The Court for the Correction of Errors was abolished by the State Constitution of 1846, and its jurisdiction on appeals transferred to the succeeding New York Court of Appeals. Hiram Denio published the records of the cases which were tried in the Court for the Correction of Errors from 1830 to 1847.

The Court for the Trial of Impeachments, in the newspapers often referred to as the Impeachment Court or sometimes as the High Court of Impeachment, still exists. Since 1847, it consists of the Lieutenant Governor, the Chief Judge of the New York Court of Appeals, the associate judges of the Court of Appeals, and the members of the State Senate.

Any member of this court who has been impeached and is on trial himself, is temporarily excluded from it. Likewise, if the Governor of New York or the Lieutenant Governor are tried, the Lieutenant Governor and the Temporary President of the State Senate are excluded. The impeachment now requires a majority vote of the total of members of Assembly, and a conviction requires a two-thirds majority of the Impeachment Court.

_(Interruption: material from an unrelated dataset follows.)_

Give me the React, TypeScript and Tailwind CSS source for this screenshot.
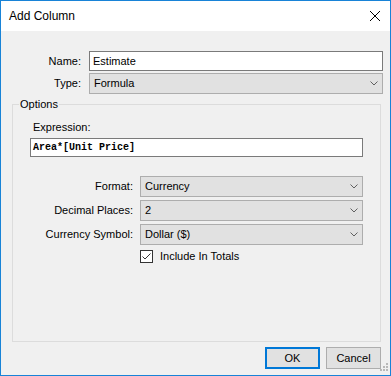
import React from "react";

const FONT = { fontFamily: '"Liberation Sans", Arial, sans-serif' };

function Chevron() {
  return (
    <svg width="8" height="5" viewBox="0 0 8 5" className="shrink-0">
      <path d="M0.5 0.5 L4 4 L7.5 0.5" fill="none" stroke="#606060" strokeWidth="1" />
    </svg>
  );
}

function Select({ value }: { value: string }) {
  return (
    <div className="h-[21px] flex items-center justify-between bg-[#e1e1e1] border border-[#adadad] pl-[4px] pr-[4px]">
      <span>{value}</span>
      <Chevron />
    </div>
  );
}

const OPTION_ROWS = [
  { label: "Format:", value: "Currency" },
  { label: "Decimal Places:", value: "2" },
  { label: "Currency Symbol:", value: "Dollar ($)" },
];

export default function App() {
  return (
    <div
      className="relative w-[391px] h-[376px] border border-[#1883d7] bg-[#f0f0f0] flex flex-col text-[11px] leading-[13px] text-black"
      style={FONT}
    >
      {/* title bar */}
      <div className="h-[30px] bg-white flex items-center justify-between pl-[8px] pr-[10px] shrink-0">
        <span className="text-[12px]">Add Column</span>
        <svg width="10" height="10" viewBox="0 0 10 10">
          <path d="M0 0 L10 10 M10 0 L0 10" stroke="#000" strokeWidth="1" />
        </svg>
      </div>

      {/* name / type */}
      <div className="grid grid-cols-[80px_294px] gap-x-[8px] gap-y-[2px] pt-[20px] items-center">
        <label className="text-right">Name:</label>
        <div className="h-[20px] bg-white border border-[#7a7a7a] flex items-center pl-[3px]">Estimate</div>
        <label className="text-right">Type:</label>
        <Select value="Formula" />
      </div>

      <fieldset className="flex-1 mt-[4px] ml-[11px] mr-[9px] border border-[#dcdcdc] min-w-0">
        <legend className="ml-[6px] px-[1px] h-[13px]">Options</legend>
        <div className="px-[17px]">
          <div className="pt-[10px] pl-[3px]">Expression:</div>
          <div
            className="mt-[4px] h-[19px] bg-white border border-[#7a7a7a] flex items-center pl-[2px] text-[10px] font-bold"
            style={{ fontFamily: '"Liberation Mono", "Courier New", monospace' }}
          >
            Area*[Unit Price]
          </div>

          <div className="mt-[19px] grid grid-cols-[103px_223px] gap-x-[7px] gap-y-[3px] items-center">
            {OPTION_ROWS.map((row) => (
              <React.Fragment key={row.label}>
                <label className="text-right whitespace-nowrap">{row.label}</label>
                <Select value={row.value} />
              </React.Fragment>
            ))}
            <div />
            <div className="flex items-center gap-[7px] mt-[2px]">
              <span className="w-[13px] h-[13px] border border-[#333] bg-white flex items-center justify-center">
                <svg width="11" height="11" viewBox="0 0 11 11">
                  <path d="M1.5 5.5 L4 8 L9.5 2.5" fill="none" stroke="#333" strokeWidth="1" />
                </svg>
              </span>
              <span>Include In Totals</span>
            </div>
          </div>
        </div>
      </fieldset>

      {/* buttons */}
      <div className="flex justify-end gap-[6px] mt-[5px] mb-[6px] mr-[9px] shrink-0">
        <button className="w-[55px] h-[22px] bg-[#e1e1e1] border-2 border-[#0078d7]">OK</button>
        <button className="w-[55px] h-[22px] bg-[#e1e1e1] border border-[#adadad]">Cancel</button>
      </div>

      {/* resize grip */}
      <svg className="absolute right-[1px] bottom-[1px]" width="12" height="12" viewBox="0 0 12 12">
        <g fill="#b8b8b8">
          <rect x="9" y="1" width="2" height="2" />
          <rect x="6" y="4" width="2" height="2" />
          <rect x="9" y="4" width="2" height="2" />
          <rect x="3" y="7" width="2" height="2" />
          <rect x="6" y="7" width="2" height="2" />
          <rect x="9" y="7" width="2" height="2" />
        </g>
      </svg>
    </div>
  );
}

The most famous impeachment trial held by this court was the impeachment of Governor William Sulzer in 1913.

==List of impeachment trials==
===1853===
Canal Commissioner John C. Mather (Dem.), acquitted - Lt. Gov. Sanford E. Church presided.

===1868===
- Canal Commissioner Robert C. Dorn (Rep.), acquitted - Chief Judge Ward Hunt presided and voted against conviction.
  - Votes for conviction: Judges Martin Grover (Dem.) and Theodore Miller (Dem.); State Senators Beach, Cauldwell, Crowley, Hall, Morris and Nichols - 8
  - Votes against conviction: Judges Ward Hunt (Rep.), Lewis B. Woodruff (Rep.), Charles Mason (Rep.), William J. Bacon (Rep.), Thomas W. Clerke and Charles C. Dwight; State Senators Chapman, Banks, Campbell, Hubbard, Humphrey, Kennedy, Mattoon, Morgan, Wicks, Palmer, Parker, Thayer, Van Patten - 19

===1872===
Supreme Court justice George G. Barnard (Dem.), convicted unanimously - Lt. Gov. Allen C. Beach (Dem.) presided

===1913===
Governor William Sulzer (Dem.), convicted &ndash by a 43-12 vote; Chief Judge Edgar M. Cullen (Dem.) presided and voted against conviction.